12. Ceza Dairesi 2014/10154 E. , 2015/5323 K.
"İçtihat Metni"Mahkemesi :Asliye Ceza Mahkemesi
Suç : Taksirle öldürme
Hüküm : TCK"nın 85/1, 62, 52/2-4. maddeleri gereğince mahkumiyet
Taksirle öldürme suçundan sanığın mahkumiyetine ilişkin hüküm, sanık müdafii tarafından temyiz edilmekle, dosya incelenerek gereği düşünüldü:
Gerekçeli karar başlığında, 19.02.2011 olan suçun işlendiği tarihin “19/01/2011” şeklinde gösterilmesi, mahallinde düzeltilmesi mümkün yazım yanlışlığı; suçun işlendiği zaman diliminin gösterilmemesi, mahallinde ilavesi mümkün noksanlık olarak kabul edilmiştir.
Soruşturma evresinde şikayetçi olunmamasının kovuşturma evresinde katılan sıfatının alınmasına engel teşkil etmeyeceği gözetilmeden, 16.05.2011 tarihli duruşmada katılan sıfatını alan mağdur ..."un 08.11.2012 tarihli duruşmada katılan sıfatının kaldırılması, adı geçene gerekçeli kararın tebliğ edilmiş olması ve aleyhe temyiz bulunmaması nedeniyle bozma sebebi sayılmamıştır.
Taksirli suçlar açısından temel cezanın belirlenmesinde TCK"nın 61/1 ve 22/4. madde ve fıkralarında yer alan ölçütlerden olan failin kusuru, meydana gelen zararın ağırlığı, suçun işleniş biçimi ile suçun işlendiği yer ve zaman nazara alınmak suretiyle aynı Kanun"un 3/1. maddesi uyarınca işlenen fiilin ağırlığıyla orantılı olacak şekilde maddede öngörülen alt ve üst sınırlar arasında hakkaniyete uygun bir cezaya hükmolunması gerekirken, sanığın asli kusurlu olduğunun mahkemece de kabul edildiği somut olayda, taksirinin yoğunluğu gözetilerek, alt sınır aşılarak hak ve nasafete uygun bir ceza hükmedilmesi yerine, asgari hadden ceza tayin edilmesi, aleyhe temyiz bulunmadığından bozma nedeni olarak kabul edilmemiştir.
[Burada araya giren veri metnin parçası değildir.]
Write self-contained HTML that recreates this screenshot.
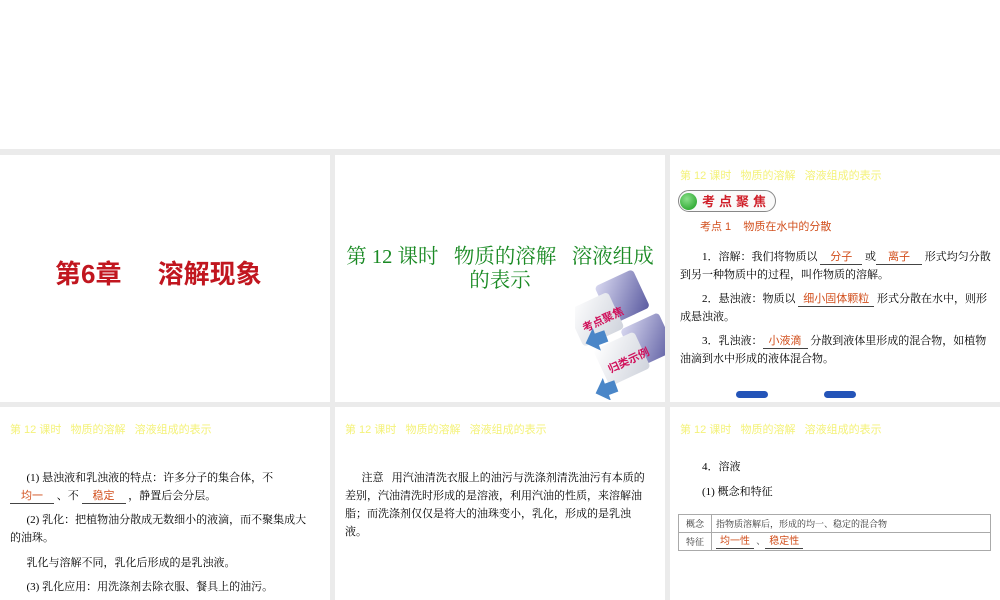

Yapılan yargılamaya, toplanıp karar yerinde gösterilen delillere, mahkemenin kovuşturma sonuçlarına uygun olarak oluşan kanaat ve takdirine, incelenen dosya kapsamına göre, sanık müdafiinin bir nedene dayanmayan sair temyiz itirazlarının reddine, ancak;
Hükmün esasını teşkil eden kısa kararda ve gerekçeli kararın hüküm fıkrasında, sanık hakkında hükmedilen uzun süreli hapis cezasının adli para cezasına çevrilmesine karar verilirken, uygulanan kanun maddelerinin gösterilmemesi suretiyle CMK"nın 232/6. ve adli para cezasının belirlenmesine esas tam gün sayısının gösterilmemesi suretiyle TCK"nın 52/3. maddelerine aykırı hareket edilmesi,
Kanuna aykırı olup, sanık müdafiinin temyiz itirazları bu itibarla yerinde görüldüğünden, hükmün bu nedenlerle 5320 sayılı Kanunun 8. maddesi uyarınca halen uygulanmakta olan 1412 sayılı CMUK"un 321. maddesi gereğince BOZULMASINA; ancak, yeniden yargılama gerektirmeyen bu hususlarda aynı Kanun"un 322. maddesi gereğince karar verilmesi mümkün bulunduğundan, aynı maddenin verdiği yetkiye istinaden; hükmün 5 numaralı paragrafındaki, “TCK. nın 52/2 maddesi” ibaresinin, “TCK"nın 50/4. maddesi atfıyla aynı Kanun"un 50/1-a ve 52/2. maddeleri” şeklinde değiştirilmesi, aynı paragraftaki, “12100 TL” ibaresinden önce gelmek üzere hükme “605 gün karşılığı” ibaresinin ilave edilmesi suretiyle, eleştirilen hususlar dışında, sair yönleri usul ve kanuna uygun bulunan hükmün isteme uygun olarak DÜZELTİLEREK ONANMASINA, 30.03.2015 tarihinde oybirliğiyle karar verildi.